> _Required task_
Below are some records. Output the lines from the first one through the line that holds "string; shortcut?: string;", exactly as written, with no pictures.

> _Input records_
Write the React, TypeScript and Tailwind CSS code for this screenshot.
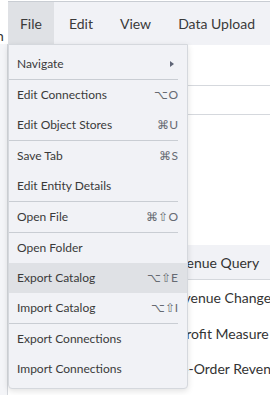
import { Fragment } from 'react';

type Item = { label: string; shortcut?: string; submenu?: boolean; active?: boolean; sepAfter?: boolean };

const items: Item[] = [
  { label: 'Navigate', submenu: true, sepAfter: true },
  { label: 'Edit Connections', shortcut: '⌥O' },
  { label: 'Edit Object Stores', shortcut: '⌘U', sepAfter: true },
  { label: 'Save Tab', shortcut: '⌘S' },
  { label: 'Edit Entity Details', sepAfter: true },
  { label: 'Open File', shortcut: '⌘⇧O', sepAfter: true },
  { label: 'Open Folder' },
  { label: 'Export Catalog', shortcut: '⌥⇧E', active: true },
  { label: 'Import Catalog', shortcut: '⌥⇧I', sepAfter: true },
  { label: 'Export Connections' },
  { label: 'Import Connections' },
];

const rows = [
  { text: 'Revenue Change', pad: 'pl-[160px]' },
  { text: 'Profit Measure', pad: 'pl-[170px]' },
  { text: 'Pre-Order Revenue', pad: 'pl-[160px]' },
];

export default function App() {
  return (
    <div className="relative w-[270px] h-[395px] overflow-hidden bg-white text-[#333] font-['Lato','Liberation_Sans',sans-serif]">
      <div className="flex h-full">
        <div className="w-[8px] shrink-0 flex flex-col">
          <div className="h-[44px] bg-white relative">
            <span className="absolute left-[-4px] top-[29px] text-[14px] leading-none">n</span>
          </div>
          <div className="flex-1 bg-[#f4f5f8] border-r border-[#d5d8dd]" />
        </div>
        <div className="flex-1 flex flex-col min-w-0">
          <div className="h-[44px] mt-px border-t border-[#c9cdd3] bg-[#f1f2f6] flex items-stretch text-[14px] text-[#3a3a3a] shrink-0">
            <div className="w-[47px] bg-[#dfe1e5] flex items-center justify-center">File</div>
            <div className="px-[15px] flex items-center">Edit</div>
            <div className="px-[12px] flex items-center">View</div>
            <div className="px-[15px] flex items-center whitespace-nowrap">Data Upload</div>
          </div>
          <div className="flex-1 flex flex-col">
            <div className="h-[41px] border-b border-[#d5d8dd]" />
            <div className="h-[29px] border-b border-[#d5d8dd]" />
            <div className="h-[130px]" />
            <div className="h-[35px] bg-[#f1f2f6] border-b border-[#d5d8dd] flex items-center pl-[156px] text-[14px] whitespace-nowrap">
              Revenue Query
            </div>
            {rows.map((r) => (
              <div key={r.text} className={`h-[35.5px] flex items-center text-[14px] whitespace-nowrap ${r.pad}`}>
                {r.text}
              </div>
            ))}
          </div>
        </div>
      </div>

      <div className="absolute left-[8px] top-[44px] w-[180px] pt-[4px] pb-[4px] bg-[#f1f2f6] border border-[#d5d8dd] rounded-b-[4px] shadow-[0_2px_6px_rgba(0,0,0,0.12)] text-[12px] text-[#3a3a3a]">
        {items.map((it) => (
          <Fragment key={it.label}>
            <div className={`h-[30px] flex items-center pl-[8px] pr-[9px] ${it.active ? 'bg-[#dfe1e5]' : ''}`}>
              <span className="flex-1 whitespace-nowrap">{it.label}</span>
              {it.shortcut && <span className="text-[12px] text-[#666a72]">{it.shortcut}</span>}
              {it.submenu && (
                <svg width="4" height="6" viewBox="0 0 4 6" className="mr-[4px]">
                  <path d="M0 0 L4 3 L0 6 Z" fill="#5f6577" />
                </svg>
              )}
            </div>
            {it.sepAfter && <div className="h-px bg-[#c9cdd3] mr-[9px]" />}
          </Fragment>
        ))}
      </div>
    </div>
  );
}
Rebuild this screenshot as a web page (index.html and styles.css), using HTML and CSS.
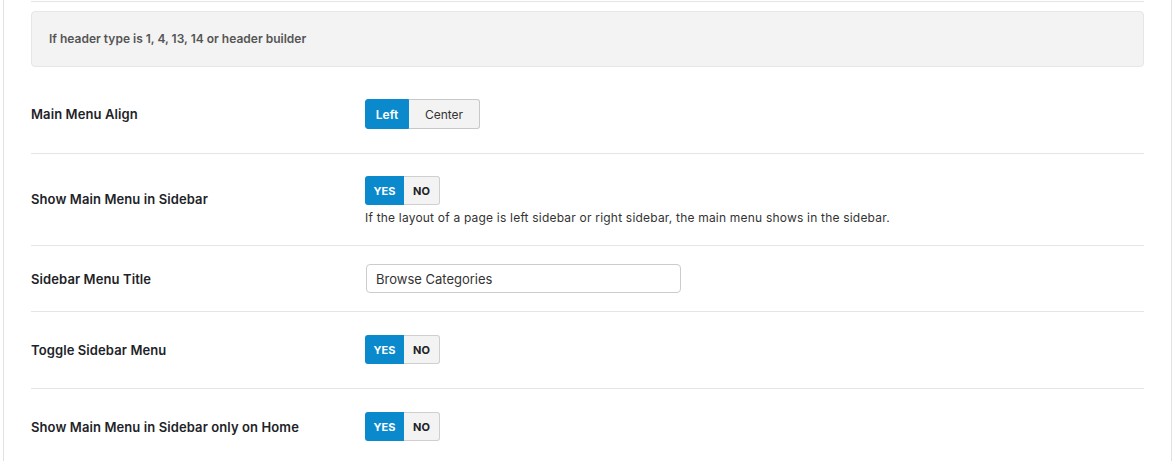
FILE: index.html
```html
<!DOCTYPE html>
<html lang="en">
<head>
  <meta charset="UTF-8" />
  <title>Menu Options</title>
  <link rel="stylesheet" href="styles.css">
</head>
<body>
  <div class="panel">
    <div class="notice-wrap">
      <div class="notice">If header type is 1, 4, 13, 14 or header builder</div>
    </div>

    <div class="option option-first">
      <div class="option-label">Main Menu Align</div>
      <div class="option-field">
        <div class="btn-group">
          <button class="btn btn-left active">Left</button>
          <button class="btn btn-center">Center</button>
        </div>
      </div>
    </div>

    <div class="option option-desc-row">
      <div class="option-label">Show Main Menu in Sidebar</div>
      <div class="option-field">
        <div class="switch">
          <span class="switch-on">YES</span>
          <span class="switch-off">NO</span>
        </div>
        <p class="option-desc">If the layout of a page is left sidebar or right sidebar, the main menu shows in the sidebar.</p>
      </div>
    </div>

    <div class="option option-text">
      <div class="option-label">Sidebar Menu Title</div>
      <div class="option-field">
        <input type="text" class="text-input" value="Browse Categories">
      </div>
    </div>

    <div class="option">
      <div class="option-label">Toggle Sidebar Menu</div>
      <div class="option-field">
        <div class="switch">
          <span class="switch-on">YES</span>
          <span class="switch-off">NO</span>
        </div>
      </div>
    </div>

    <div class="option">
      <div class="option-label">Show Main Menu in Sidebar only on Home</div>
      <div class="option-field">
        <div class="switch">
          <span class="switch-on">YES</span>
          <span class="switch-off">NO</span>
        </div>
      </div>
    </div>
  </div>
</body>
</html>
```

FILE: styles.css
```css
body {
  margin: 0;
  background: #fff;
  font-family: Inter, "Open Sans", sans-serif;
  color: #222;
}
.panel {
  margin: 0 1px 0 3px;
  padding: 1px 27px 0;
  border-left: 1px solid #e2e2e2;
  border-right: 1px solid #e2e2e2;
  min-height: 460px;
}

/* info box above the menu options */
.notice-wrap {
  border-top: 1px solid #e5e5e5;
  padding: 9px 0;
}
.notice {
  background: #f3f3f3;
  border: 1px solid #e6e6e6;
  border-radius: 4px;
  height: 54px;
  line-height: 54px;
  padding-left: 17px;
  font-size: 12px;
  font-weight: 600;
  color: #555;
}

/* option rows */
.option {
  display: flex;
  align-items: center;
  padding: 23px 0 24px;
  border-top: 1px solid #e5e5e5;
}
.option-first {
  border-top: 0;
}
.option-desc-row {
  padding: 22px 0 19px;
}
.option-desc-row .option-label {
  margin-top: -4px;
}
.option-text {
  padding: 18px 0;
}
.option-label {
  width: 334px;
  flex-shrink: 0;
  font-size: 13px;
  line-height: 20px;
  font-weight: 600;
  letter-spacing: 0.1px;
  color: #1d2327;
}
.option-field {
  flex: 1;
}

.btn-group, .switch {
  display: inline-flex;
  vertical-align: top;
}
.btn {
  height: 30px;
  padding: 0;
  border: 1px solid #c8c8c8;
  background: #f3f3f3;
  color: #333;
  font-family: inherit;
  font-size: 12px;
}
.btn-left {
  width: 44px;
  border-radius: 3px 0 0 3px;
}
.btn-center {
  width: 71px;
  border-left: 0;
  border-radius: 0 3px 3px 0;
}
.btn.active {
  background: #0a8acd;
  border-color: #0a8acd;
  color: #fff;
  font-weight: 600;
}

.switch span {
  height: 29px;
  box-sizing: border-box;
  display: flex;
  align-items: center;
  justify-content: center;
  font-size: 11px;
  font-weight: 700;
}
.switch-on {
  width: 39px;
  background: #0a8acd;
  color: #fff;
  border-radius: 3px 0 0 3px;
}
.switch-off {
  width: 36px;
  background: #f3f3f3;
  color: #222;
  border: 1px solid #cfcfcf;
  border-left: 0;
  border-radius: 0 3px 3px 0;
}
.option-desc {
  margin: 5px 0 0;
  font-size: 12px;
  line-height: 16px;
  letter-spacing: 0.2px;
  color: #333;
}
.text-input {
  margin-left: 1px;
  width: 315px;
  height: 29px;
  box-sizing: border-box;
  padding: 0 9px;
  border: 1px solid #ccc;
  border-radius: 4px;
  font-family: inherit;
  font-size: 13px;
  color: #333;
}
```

> _In response_
Write the React, TypeScript and Tailwind CSS code for this screenshot.
import { Fragment } from 'react';

type Item = { label: string; shortcut?: string; submenu?: boolean; active?: boolean; sepAfter?: boolean };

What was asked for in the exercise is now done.